The CFTC has considered three approaches to the cross border treatment uncleared margin rules, comprising a guidance approach, which is applied on a transaction basis with a broad exclusion for foreign trades; an entity approach that applies the margin rule to all uncleared swaps of a registered swap dealer without any exclusions; and a third approach that is entity based but also provides for substituted compliance in some cases.

Massad prefers a hybrid approach, which he views as more effective in clamping down on the “de-guarantee” loophole and is also the option most closely aligned with US bank regulator proposals.
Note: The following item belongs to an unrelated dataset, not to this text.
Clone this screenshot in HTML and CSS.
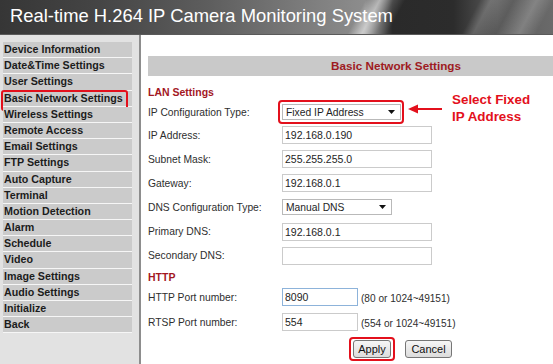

“I believe the hybrid approach I am proposing is a good way to address this issue. The approach I would support would also provides for substituted compliance,” he said. “The limited exclusion available – which applies only if neither party is guaranteed or consolidated with a US person – helps address the concern that there is risk to the US even if there is no explicit guarantee.”

Complexity

However, some believe that the method could introduce additional complexity to the framework and represent a departure from the cross border treatment for cleared swap transactions. Swap dealers would need comply with US rules in all their transactions, but transactions with certain non-US counterparties would be entitled to substituted compliance that would see margin posted in accordance with foreign rules and margin collected in accordance to US rules.

Some market participants have expressed concern that the approach could prove cumbersome given the requirement for systems that comply with rules across separate regimes.

“We are still discussing this internally as well as with the bank regulators, so you will have to wait a bit longer for anything further,” said Massad. “I am suggesting that we propose such an approach and invite public comment on it.”